Kanda was the fourth minister in a month to resign after a scandal. Each time, Kishida offered a rote response: admitting his responsibility as the appointor of ministers and expressing his determination to continue his job. The consecutive scandals, dubbed as “resignation domino,” revealed Kishida’s weakness in adequately vetting the personnel working for him.
Looking at the administration’s slump, at least one LDP member is considering entry in the post-Kishida race. Minister in charge of Economic Security Sanae Takaichi launched the “Power of Japan” Study Group with some fellow conservatives. Although Takaichi expects support from the Abe faction, the faction has already expressed its support for Kishida’s reelection. One of the five leaders of the Abe faction, Hiroshige Seko, has criticized her action as “questionable” for a Minister in the Kishida Cabinet.
Among the names raised in the polls, former Minister of Environment Shinjiro Koizumi and Minister for Digital Transformation Taro Kono are popular as post-Kishida figures.
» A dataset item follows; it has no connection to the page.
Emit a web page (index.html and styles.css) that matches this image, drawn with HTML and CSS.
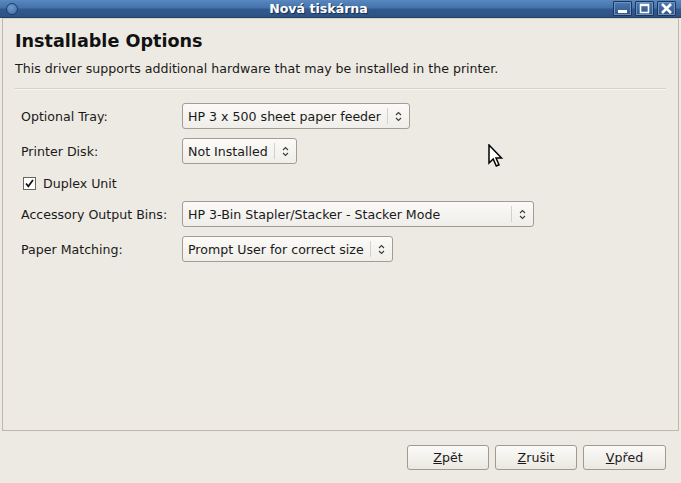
FILE: index.html
```html
<!DOCTYPE html>
<html>
<head>
<meta charset="utf-8">
<link rel="stylesheet" href="styles.css">
</head>
<body>
<div class="window">
  <div class="titlebar">
    <span class="menu-dot"></span>
    <span class="title">Nová tiskárna</span>
    <div class="wm-buttons">
      <span class="wm-btn"><svg width="19" height="15" viewBox="0 0 19 15"><rect x="5" y="9" width="9" height="3" fill="#fff"/></svg></span>
      <span class="wm-btn"><svg width="19" height="15" viewBox="0 0 19 15"><rect x="5.5" y="3.5" width="8" height="8" fill="none" stroke="#fff" stroke-width="1.6"/><rect x="5" y="3" width="9" height="2.2" fill="#fff"/></svg></span>
      <span class="wm-btn"><svg width="19" height="15" viewBox="0 0 19 15"><path d="M5 3 L14 12 M14 3 L5 12" stroke="#fff" stroke-width="2.6"/></svg></span>
    </div>
  </div>
  <div class="frame">
    <h1 class="heading">Installable Options</h1>
    <p class="desc">This driver supports additional hardware that may be installed in the printer.</p>
    <div class="sep"></div>
    <div class="options">
      <div class="row">
        <span class="label">Optional Tray:</span>
        <div class="combo"><span class="combo-text">HP 3 x 500 sheet paper feeder</span><span class="combo-arrow"><svg width="7" height="11" viewBox="0 0 7 11"><path d="M1 4 L3.5 1.5 L6 4 M1 7 L3.5 9.5 L6 7" fill="none" stroke="#3c3c3c" stroke-width="1.1"/></svg></span></div>
      </div>
      <div class="row">
        <span class="label">Printer Disk:</span>
        <div class="combo"><span class="combo-text">Not Installed</span><span class="combo-arrow"><svg width="7" height="11" viewBox="0 0 7 11"><path d="M1 4 L3.5 1.5 L6 4 M1 7 L3.5 9.5 L6 7" fill="none" stroke="#3c3c3c" stroke-width="1.1"/></svg></span></div>
      </div>
      <div class="check-row">
        <span class="checkbox"><svg width="11" height="11" viewBox="0 0 11 11"><path d="M2 5.5 L4.3 8.3 L9 2" fill="none" stroke="#111" stroke-width="1.7"/></svg></span>
        <span class="check-label">Duplex Unit</span>
      </div>
      <div class="row">
        <span class="label">Accessory Output Bins:</span>
        <div class="combo wide"><span class="combo-text">HP 3-Bin Stapler/Stacker - Stacker Mode</span><span class="combo-arrow"><svg width="7" height="11" viewBox="0 0 7 11"><path d="M1 4 L3.5 1.5 L6 4 M1 7 L3.5 9.5 L6 7" fill="none" stroke="#3c3c3c" stroke-width="1.1"/></svg></span></div>
      </div>
      <div class="row">
        <span class="label">Paper Matching:</span>
        <div class="combo"><span class="combo-text">Prompt User for correct size</span><span class="combo-arrow"><svg width="7" height="11" viewBox="0 0 7 11"><path d="M1 4 L3.5 1.5 L6 4 M1 7 L3.5 9.5 L6 7" fill="none" stroke="#3c3c3c" stroke-width="1.1"/></svg></span></div>
      </div>
    </div>
  </div>
  <div class="actions">
    <button class="btn"><u>Z</u>pět</button>
    <button class="btn"><u>Z</u>rušit</button>
    <button class="btn last"><u>V</u>před</button>
  </div>
  <svg class="cursor" width="16" height="26" viewBox="0 0 16 26"><path d="M1 1 L1 19 L5.2 15 L8.3 22 L11 20.8 L8 14 L13.5 14 Z" fill="#fff" stroke="#000" stroke-width="1.5" stroke-linejoin="miter"/></svg>
</div>
</body>
</html>
```

FILE: styles.css
```css
html, body {
  margin: 0;
  padding: 0;
}
body {
  background: #edeae3;
  font-family: "DejaVu Sans", sans-serif;
  font-size: 12.6px;
  color: #1a1a1a;
}
.window {
  position: relative;
  width: 681px;
  height: 483px;
  background: #edeae3;
  display: flex;
  flex-direction: column;
  overflow: hidden;
}
.titlebar {
  height: 18px;
  flex: none;
  display: flex;
  align-items: center;
  background: linear-gradient(#5a88bf 0%, #4273ad 45%, #33598c 55%, #2d5183 100%);
  border-bottom: 1px solid #243f66;
  box-sizing: border-box;
  padding-left: 6px;
}
.menu-dot {
  width: 10px;
  height: 10px;
  border-radius: 50%;
  border: 1px solid #233c60;
  background: radial-gradient(circle at 40% 35%, #6f9ad0, #3e6aa2);
  flex: none;
}
.title {
  flex: 1;
  text-align: center;
  color: #fff;
  font-weight: bold;
  font-size: 12.6px;
  text-shadow: 1px 1px 0 #1c2f4c;
  padding-left: 6px;
}
.wm-buttons {
  display: flex;
  gap: 3px;
  padding-right: 5px;
}
.wm-btn {
  width: 19px;
  height: 15px;
  box-sizing: border-box;
  border: 1px solid #1f3558;
  border-radius: 1px;
  box-shadow: inset 0 0 0 1px #6d93c4;
  background: linear-gradient(#4a79b3, #2f5588);
  display: flex;
}
.wm-btn svg { display: block; margin: -1px; }
.frame {
  height: 413px;
  flex: none;
  margin: 0 2px;
  border: 1px solid #bfb8aa;
  border-top-color: #d8d3ca;
  box-sizing: border-box;
  padding: 0 12px;
}
.heading {
  margin: 12px 0 0 0;
  font-size: 17.6px;
  line-height: 20px;
  font-weight: bold;
  color: #111;
}
.desc {
  margin: 10px 0 0 0;
  line-height: 15px;
}
.sep {
  margin-top: 12px;
  height: 0;
  border-top: 1px solid #d6d1c7;
  border-bottom: 1px solid #f7f6f2;
}
.options {
  display: flex;
  flex-direction: column;
  padding: 13px 0 0 6px;
  gap: 9px;
}
.row {
  display: grid;
  grid-template-columns: 161px auto;
  justify-content: start;
  align-items: center;
  height: 26px;
}
.combo {
  height: 26px;
  box-sizing: border-box;
  border: 1px solid #a29c92;
  border-radius: 3px;
  background: linear-gradient(#fbfaf8, #f0eee9);
  display: flex;
  align-items: center;
  justify-self: start;
}
.combo.wide { width: 352px; }
.combo-text {
  flex: 1;
  padding: 0 6px 0 5px;
  white-space: nowrap;
}
.combo-arrow {
  height: 16px;
  border-left: 1px solid #d5d0c8;
  padding: 0 7px 0 7px;
  display: flex;
  align-items: center;
}
.check-row {
  display: flex;
  align-items: center;
  height: 13px;
  margin: 4px 0 2px 2px;
}
.checkbox {
  width: 13px;
  height: 13px;
  box-sizing: border-box;
  border: 1px solid #6a665f;
  background: #fff;
  display: flex;
  align-items: center;
  justify-content: center;
}
.check-label {
  margin-left: 7px;
}
.actions {
  flex: 1;
  display: flex;
  justify-content: flex-end;
  align-items: flex-start;
  gap: 6px;
  padding: 14px 15px 0 0;
}
.btn {
  font-family: "DejaVu Sans", sans-serif;
  font-size: 12.6px;
  color: #1a1a1a;
  width: 82px;
  height: 25px;
  border: 1px solid #a09a90;
  border-radius: 3px;
  background: linear-gradient(#fbfaf8, #ebe8e1);
  padding: 0;
}
.btn.last { width: 83px; }
.cursor {
  position: absolute;
  left: 488px;
  top: 144px;
}
```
They share an interest in the introduction of a rideshare system in Japan to address the shortage of taxi drivers. Former Prime Minister Yoshihide Suga has joined their efforts. Although all three lawmakers represent districts in the Kanagawa Prefecture, they have not been able to turn ride sharing into a campaign issue.
There is speculation in the LDP that the current situation of Kishida administration resembles that of Taro Aso administration in late 2000s. After facing a major economic crisis with Lehman Shock, Aso’s approval rating fell as low as 25% in December 2008, and it kept on declining below 20%. Although the remaining term of the lawmakers in House of Representatives was less than a year, Aso did not dare call a snap election with such a low rating. Aso soon lost the general election in August 2009 and handed the government over to the DPJ.
It is notable that Aso maintained his administration for nine months after his approval rating had fallen to 25%. The polls showed that Aso was less popular than the opposition leader at the time, Ichiro Ozawa. Nevertheless, the lack of a prominent alternative leader in the LDP saved Aso from being replaced as LDP president and thus as prime minister.
Kishida has no prominent opposition leader challenging him. Takaichi has no hope of receiving meaningful support from the Abe faction. Supporters of Koizumi and Kono have not organized their campaign teams. Former Minister of Defense Shigeru Ishiba is popular in the polls, but he is a lone wolf in the LDP.
The major LDP factions still support Kishida, and thus his political standing continues. Moreover, the current money scandals among these factions may make them passive in a presidential race. Kishida maintains his unpopular administration through a strange balance of power in Japanese politics.